L'année dernière déjà j'avais écrit, au sortir de mon marathon d'avril 2012 à Nantes, que c'était la dernière fois que je courais un marathon, que la distance m'ennuyait. L'an dernier j'avais terminé parce qu'au moment où j'en ai eu marre j'étais en pleine cambrousse et il me fallait de toute façon revenir en ville, alors autant le faire en courant qu'à pied.
De fait l'automne dernier, contrairement à l'année d'avant, je n'avais pas couru de marathon d'automne.
Mais j'ai reçu les mails de l'organisation du marathon de Nantes, j'ai vu qu'ils avaient complètement modifié le parcours, qu'il était beaucoup plus en ville que dans la campagne dans des endroits paumés. je me suis laissé tenté, je me suis inscrit.
Ce dimanche 21 avril je me suis donc élancé du parvis de la cathédrale pour courir ces 42 kilomètres et quelques. Ayant eu une préparation très erratique cet hiver, je ne m'étais pas vraiment fixé d'objectif, je me suis dit que j'allais courir à allure tranquille, grosso modo 12km/h, qui est mon allure de confort, celle sur laquelle je me remplie dans mes courses quand j'ai un moment de faiblesse. En plus c'est une allure très pratique pour les calculs, ça fait exactement cinq minutes au kilomètres.
La température était excellente, fraiche mais pas trop, il n'y avait pas trop de vent, le soleil était pâle, des conditions excellentes pour une belle course.
Je suis parti un peu lentement, parce que le départ était groupé et qu'il fallait réussir à prendre son rythme dans la marée des jambes sans faire une chute idiote. Après les cinq premiers kilomètres, le ruban des coureurs a commencé à s'étaler, et j'ai pris mon allure de croisière.
J'ai fait la première grande boucle, le détour par la campagne de l'autre côté de la Loire, le passage sur l'île entre les bras de la Loire, je suis revenu dans la ville, j'ai fait le tour en ville, je suis redescendu en direction de la Loire, et je me suis arrêté.
J'ai arrêté mon chrono, défait mon dossard, fait demi-tour. C'était une décision immédiate, à laquelle je ne pensais pas cinq minutes avant, et que je ne suis pas certain de vraiment m'expliquer.
J'étais en pleine forme, je n'avais aucune blessure, aucun signe d'une faiblesse à venir, mais je n'avais plus envie de courir. Dix mètres avant de tourner pour retourner faire un tour de l'autre côté de la Loire, je me suis dit stop.
J'avais déjà fait 29 kilomètres, j'avais couru 2h35, il ne me restait plus qu'une grosse heure à courir, mais je n'en avais plus envie.
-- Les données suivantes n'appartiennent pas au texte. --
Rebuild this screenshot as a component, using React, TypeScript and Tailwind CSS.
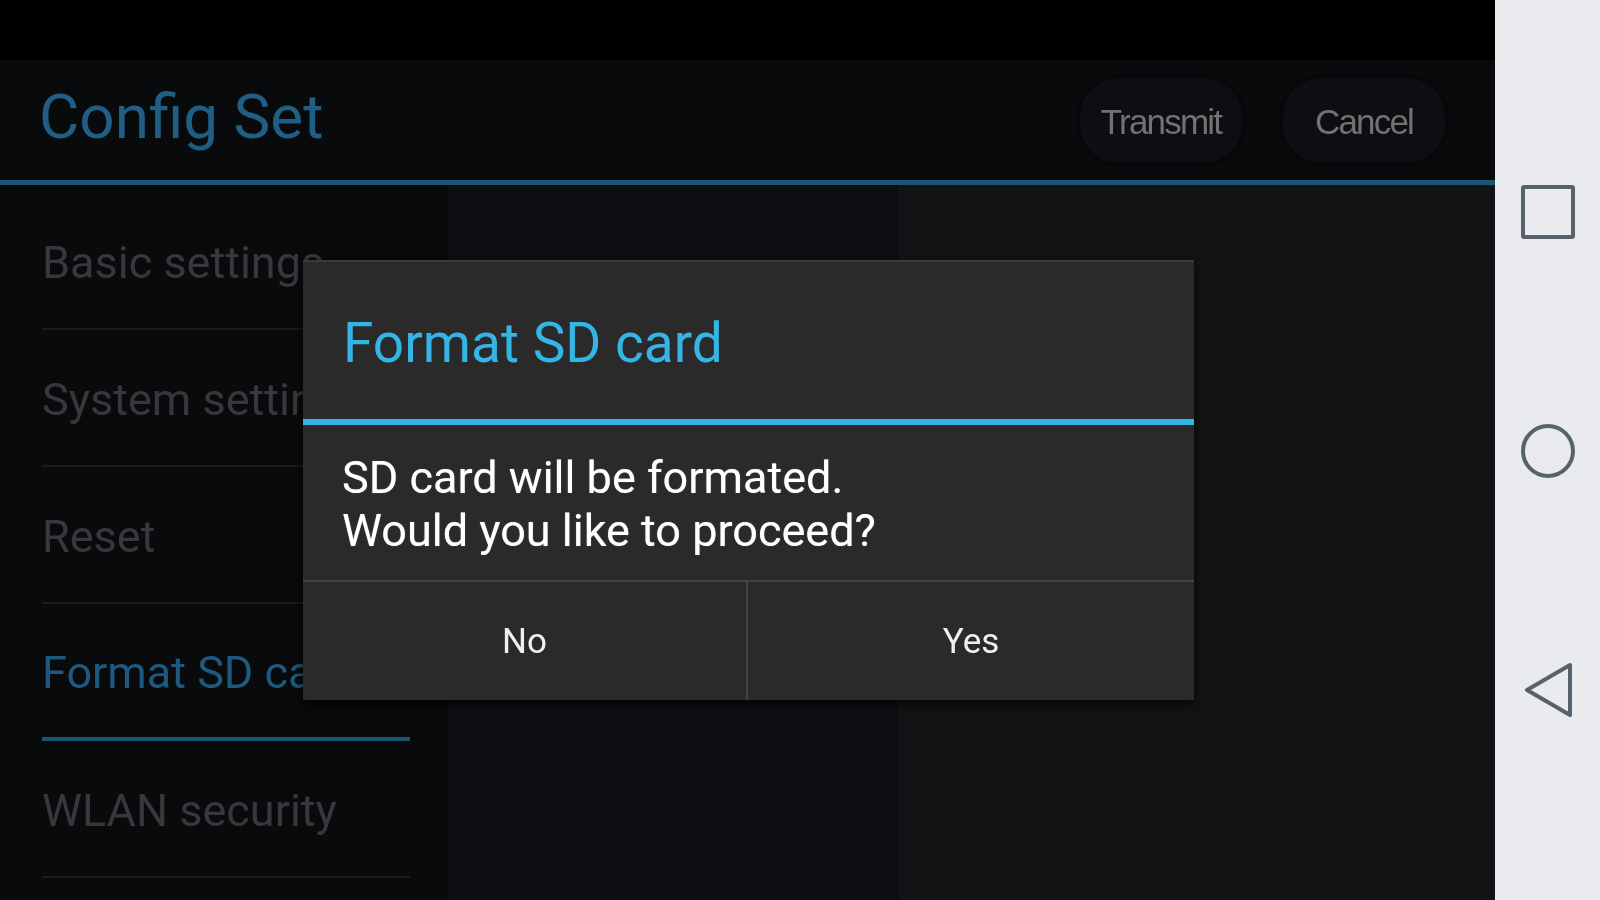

Sur le trottoir des enfants qui m'avaient encouragé avaient l'air très déçu, "faut pas abandonner Patrick!", ils avaient l'air aussi affectés que s'ils me connaissaient, ils prenaient la chose très à coeur. Je me suis même demandé s'ils n'étaient pas à deux doigts de pleurer. Ca m'a ému.
Et ça m'a questionné. Je me suis demandé pourquoi j'arrêtais, ce qui pouvait le justifier. Finalement j'ai remis mon dossard, et je me suis remis à courir. Je suis reparti au passage du meneur d'allure des 3h45.
Sauf que je me demandais pourquoi je courais, je n'étais plus dans ma course. Est-ce que je courais juste parce que ça ne se fait pas d'abandonner, pour prouver aux autres que je ne suis pas un loser? Je ne savais pas.
C'est la première fois de toute ma vie (et ça fait quand même quelques années que je cours) que je ne termine pas une course, et je n'ai même pas l'excuse d'avoir une blessure, une crampe ou une tendinite. Mais je devais bien l'admettre, je ne courais plus pour moi, mais plutôt pour les autres, pour ne pas dire que j'avais abandonné.
Ce n'était pas une motivation suffisante. Au 35ème kilomètre j'ai eu l'occasion de prendre un raccourci pour rentrer plus vite à l'hôtel, je l'ai pris. Il ne restait plus grand chose à courir, mais j'en avais ma claque.
Je suis rentré à l'hôtel, je n'ai pas franchi la ligne d'arrivée.
Cette fois-ci je pense que c'est un peu plus définitif, c'était vraiment la dernière fois que je courais un marathon. J'aime toujours autant courir, mais ce ne sera plus sur cette distance.